My work is mainly based on transitional objects and the maternal figure. A transitional object is a comfort object, such as the soother or the blanket. An item used to provide psychological comfort. We all have an object that brings us good memories or a form of comfort throughout our lives, but some of these objects also bring us a sense of shame that we feel the need to cover-up. This for me was a soother growing up as a child. This is the earliest I can ever remember feeling ashamed and wanting to hide something from the outside world.
My work is made up of mainly photography with some hard and soft sculptures, the hand knitted blanket, and the plaster cast molds.

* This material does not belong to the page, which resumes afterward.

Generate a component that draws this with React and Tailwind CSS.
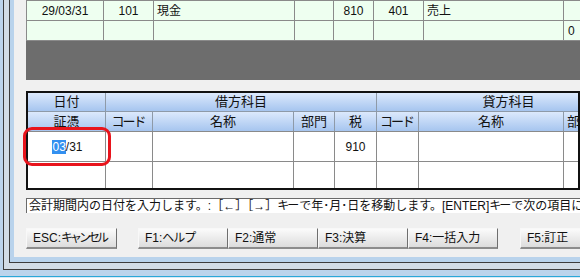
import React from "react";

const F = { fontFamily: '"Liberation Sans", "Noto Sans CJK JP", sans-serif' };

function TopCell({ w, children, align = "center" }) {
  return (
    <div
      className={`h-full shrink-0 flex items-center border-l border-[#8a8a8a] ${
        align === "center" ? "justify-center" : "justify-start pl-[3px]"
      }`}
      style={{ width: w }}
    >
      {children}
    </div>
  );
}

function HCell({ w, children, first }) {
  return (
    <div
      className={`h-full shrink-0 flex items-center justify-center ${first ? "" : "border-l border-[#8e9aa8]"}`}
      style={{ width: w }}
    >
      {children}
    </div>
  );
}

function DCell({ w, children, first }) {
  return (
    <div
      className={`h-full shrink-0 flex items-center justify-center ${first ? "" : "border-l border-[#8a8a8a]"}`}
      style={{ width: w }}
    >
      {children}
    </div>
  );
}

function Btn({ w, children }) {
  return (
    <div
      className="h-[21px] shrink-0 flex items-center pl-[6px] whitespace-nowrap overflow-hidden bg-gradient-to-b from-[#fbfbfb] to-[#dcdcdc] border-t border-l border-[#f8f8f8] border-r border-r-[#6e6e6e] border-b-2 border-b-[#8c8c8c] text-[12px] text-[#111]"
      style={{ width: w }}
    >
      {children}
    </div>
  );
}

const Code = () => <span className="tracking-[-2px] pr-[2px]">コード</span>;

export default function App() {
  const topCols = [77, 50, 141, 39, 40, 50, 140, 80];
  const botCols = [77, 47, 141, 41, 42, 42, 145, 80];
  return (
    <div className="w-[580px] h-[278px] overflow-hidden bg-[#bcd4ec] flex flex-col text-[#111]" style={F}>
      <div className="pl-[3px] h-[270px] shrink-0">
        <div className="h-full border-l border-b border-[#3c3c3c] bg-[#d2dce6] pl-[5px] pb-[6px]">
          <div className="h-full border-l border-b border-[#3c3c3c] bg-[#b9d3ec] pl-[4px] pb-[5px]">
            <div className="h-full bg-[#f0f0f0] pl-[12px] flex flex-col overflow-hidden">
              {/* top grid */}
              <div className="h-[80px] shrink-0 flex flex-col">
                <div className="h-[21px] shrink-0 flex border-t border-b border-[#8a8a8a] bg-[#eefff0] text-[12px]">
                  <TopCell w={topCols[0]}>29/03/31</TopCell>
                  <TopCell w={topCols[1]}>101</TopCell>
                  <TopCell w={topCols[2]} align="left">現金</TopCell>
                  <TopCell w={topCols[3]}></TopCell>
                  <TopCell w={topCols[4]}>810</TopCell>
                  <TopCell w={topCols[5]}>401</TopCell>
                  <TopCell w={topCols[6]} align="left">売上</TopCell>
                  <TopCell w={topCols[7]}></TopCell>
                </div>
                <div className="h-[20px] shrink-0 flex border-b border-[#8a8a8a] bg-[#eefff0] text-[12px]">
                  <TopCell w={topCols[0]}></TopCell>
                  <TopCell w={topCols[1]}></TopCell>
                  <TopCell w={topCols[2]}></TopCell>
                  <TopCell w={topCols[3]}></TopCell>
                  <TopCell w={topCols[4]}></TopCell>
                  <TopCell w={topCols[5]}></TopCell>
                  <TopCell w={topCols[6]}></TopCell>
                  <TopCell w={topCols[7]} align="left">
                    <span className="pl-[1px]">0</span>
                  </TopCell>
                </div>
                <div className="flex-1 bg-[#6d6d6d]" />
              </div>

              {/* bottom table */}
              <div className="mt-[11px] h-[99px] shrink-0 border-2 border-[#111] bg-white flex flex-col text-[12px] relative">
                <div className="h-[19px] shrink-0 flex border-b border-[#8e9aa8] bg-gradient-to-b from-[#dce9fc] to-[#a6c5ef] text-[13px]">
                  <HCell w={77} first>日付</HCell>
                  <HCell w={271}>借方科目</HCell>
                  <HCell w={264}>貸方科目</HCell>
                </div>
                <div className="h-[20px] shrink-0 flex border-b border-[#8a8a8a] bg-gradient-to-b from-[#dce9fc] to-[#a6c5ef] text-[13px]">
                  <HCell w={botCols[0]} first>証憑</HCell>
                  <HCell w={botCols[1]}><Code /></HCell>
                  <HCell w={botCols[2]}>名称</HCell>
                  <HCell w={botCols[3]}>部門</HCell>
                  <HCell w={botCols[4]}>税</HCell>
                  <HCell w={botCols[5]}><Code /></HCell>
                  <HCell w={botCols[6]}>名称</HCell>
                  <HCell w={botCols[7]}>
                    <span className="w-full pl-[3px]">部門</span>
                  </HCell>
                </div>
                <div className="h-[30px] shrink-0 flex border-b border-[#8a8a8a]">
                  <DCell w={botCols[0]} first>
                    <span className="pl-[2px]">
                      <span className="bg-[#3390f0] text-white">03</span>/31
                    </span>
                  </DCell>
                  <DCell w={botCols[1]}></DCell>
                  <DCell w={botCols[2]}></DCell>
                  <DCell w={botCols[3]}></DCell>
                  <DCell w={botCols[4]}>910</DCell>
                  <DCell w={botCols[5]}></DCell>
                  <DCell w={botCols[6]}></DCell>
                  <DCell w={botCols[7]}></DCell>
                </div>
                <div className="flex-1 flex">
                  <DCell w={botCols[0]} first></DCell>
                  <DCell w={botCols[1]}></DCell>
                  <DCell w={botCols[2]}></DCell>
                  <DCell w={botCols[3]}></DCell>
                  <DCell w={botCols[4]}></DCell>
                  <DCell w={botCols[5]}></DCell>
                  <DCell w={botCols[6]}></DCell>
                  <DCell w={botCols[7]}></DCell>
                </div>
                <div className="absolute left-[-5px] top-[34px] w-[88px] h-[39px] border-[3px] border-[#e8141c] rounded-[9px]" />
              </div>

              {/* status */}
              <div className="mt-[8px] h-[15px] shrink-0 border-t border-l border-[#6a6a6a] bg-white flex items-center pl-[2px] text-[12px] whitespace-nowrap overflow-hidden">
                会計期間内の日付を入力します。:［←］［→］<span className="tracking-[-2px] pr-[2px]">キー</span>で年･月･日を移動します。[ENTER]<span className="tracking-[-2px] pr-[2px]">キー</span>で次の項目に進みます。
              </div>

              {/* buttons */}
              <div className="mt-[15px] flex shrink-0">
                <Btn w={91}>ESC:<span className="tracking-[-3px]">キャンセル</span></Btn>
                <div className="w-[21px] shrink-0" />
                <Btn w={90}>F1:<span className="tracking-[-1px]">ヘルプ</span></Btn>
                <Btn w={90}>F2:通常</Btn>
                <Btn w={90}>F3:決算</Btn>
                <Btn w={90}>F4:一括入力</Btn>
                <div className="w-[22px] shrink-0" />
                <Btn w={90}>F5:訂正</Btn>
              </div>
            </div>
          </div>
        </div>
      </div>
      <div className="h-[6px] shrink-0 bg-[#bcd4ec]" />
      <div className="h-[1px] shrink-0 bg-[#2aa8d8]" />
      <div className="h-[1px] shrink-0 bg-[#dce8f4]" />
    </div>
  );
}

Through my work I try to portray society’s ‘natural expectations’ of the ‘Ideal’ woman. Cover-up, we control to a certain extent. What we show, what we do, and what we say and tell others. We control how much skin we show, how much we let people into our lives, how much we want them to see or know. When we cover up who we really are, mentally or physically we are changing who we are. We mold ourselves into something or someone else. Someone we think which would be socially excepted, someone ‘perfect’, the ‘Ideal’ woman.